DATA start
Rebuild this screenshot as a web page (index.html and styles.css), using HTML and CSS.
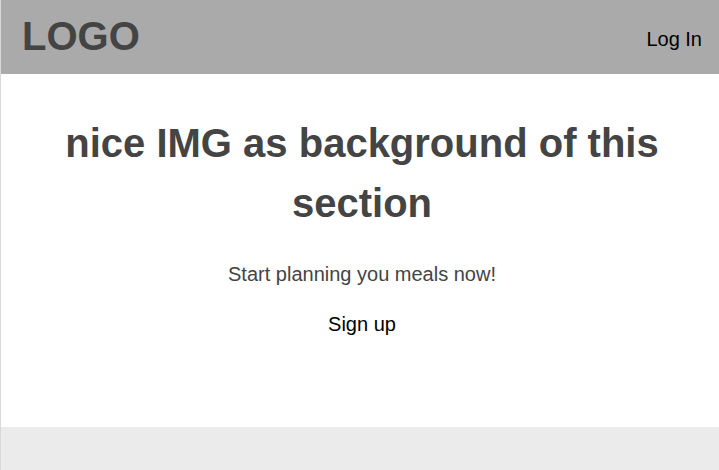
FILE: index.html
```html
<!DOCTYPE html>
<html>
<head>
<meta charset="utf-8">
<link rel="stylesheet" href="styles.css">
</head>
<body>
<div class="page">
  <header class="header">
    <div class="logo">LOGO</div>
    <a class="login">Log In</a>
  </header>
  <section class="hero">
    <h1 class="title">nice IMG as background of this section</h1>
    <p class="subtitle">Start planning you meals now!</p>
    <a class="signup">Sign up</a>
  </section>
  <footer class="footer"></footer>
</div>
</body>
</html>
```
FILE: styles.css
```css
html, body {
  margin: 0;
  padding: 0;
}
body {
  font-family: "Liberation Sans", Arial, sans-serif;
  color: #444;
  background: #fff;
}
.page {
  display: flex;
  flex-direction: column;
  height: 470px;
  border-left: 1px solid #d9d9d9;
}
.header {
  height: 74px;
  background: #aaaaaa;
  display: flex;
  align-items: center;
  justify-content: space-between;
  padding: 0 17px 0 21px;
  flex-shrink: 0;
}
.logo {
  font-size: 40px;
  font-weight: bold;
  color: #444;
  line-height: 1;
  margin-top: -2px;
}
.login {
  font-size: 20px;
  color: #000;
  line-height: 1;
  margin-top: 3px;
}
.hero {
  height: 353px;
  display: flex;
  flex-direction: column;
  align-items: center;
  text-align: center;
  padding: 39px 0 0 4px;
  box-sizing: border-box;
  flex-shrink: 0;
}
.title {
  margin: 0;
  font-size: 40px;
  line-height: 60px;
  font-weight: bold;
  color: #444;
  max-width: 620px;
}
.subtitle {
  margin: 30px 0 0;
  font-size: 20px;
  line-height: 23px;
  color: #444;
}
.signup {
  margin-top: 27px;
  font-size: 20px;
  line-height: 23px;
  color: #000;
}
.footer {
  flex: 1;
  background: #ebebeb;
}
```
DATA end
Drop the images and repeat the data exactly.

REPLY:
Rebuild this screenshot as a web page (index.html and styles.css), using HTML and CSS.
FILE: index.html
```html
<!DOCTYPE html>
<html>
<head>
<meta charset="utf-8">
<link rel="stylesheet" href="styles.css">
</head>
<body>
<div class="page">
  <header class="header">
    <div class="logo">LOGO</div>
    <a class="login">Log In</a>
  </header>
  <section class="hero">
    <h1 class="title">nice IMG as background of this section</h1>
    <p class="subtitle">Start planning you meals now!</p>
    <a class="signup">Sign up</a>
  </section>
  <footer class="footer"></footer>
</div>
</body>
</html>
```
FILE: styles.css
```css
html, body {
  margin: 0;
  padding: 0;
}
body {
  font-family: "Liberation Sans", Arial, sans-serif;
  color: #444;
  background: #fff;
}
.page {
  display: flex;
  flex-direction: column;
  height: 470px;
  border-left: 1px solid #d9d9d9;
}
.header {
  height: 74px;
  background: #aaaaaa;
  display: flex;
  align-items: center;
  justify-content: space-between;
  padding: 0 17px 0 21px;
  flex-shrink: 0;
}
.logo {
  font-size: 40px;
  font-weight: bold;
  color: #444;
  line-height: 1;
  margin-top: -2px;
}
.login {
  font-size: 20px;
  color: #000;
  line-height: 1;
  margin-top: 3px;
}
.hero {
  height: 353px;
  display: flex;
  flex-direction: column;
  align-items: center;
  text-align: center;
  padding: 39px 0 0 4px;
  box-sizing: border-box;
  flex-shrink: 0;
}
.title {
  margin: 0;
  font-size: 40px;
  line-height: 60px;
  font-weight: bold;
  color: #444;
  max-width: 620px;
}
.subtitle {
  margin: 30px 0 0;
  font-size: 20px;
  line-height: 23px;
  color: #444;
}
.signup {
  margin-top: 27px;
  font-size: 20px;
  line-height: 23px;
  color: #000;
}
.footer {
  flex: 1;
  background: #ebebeb;
}
```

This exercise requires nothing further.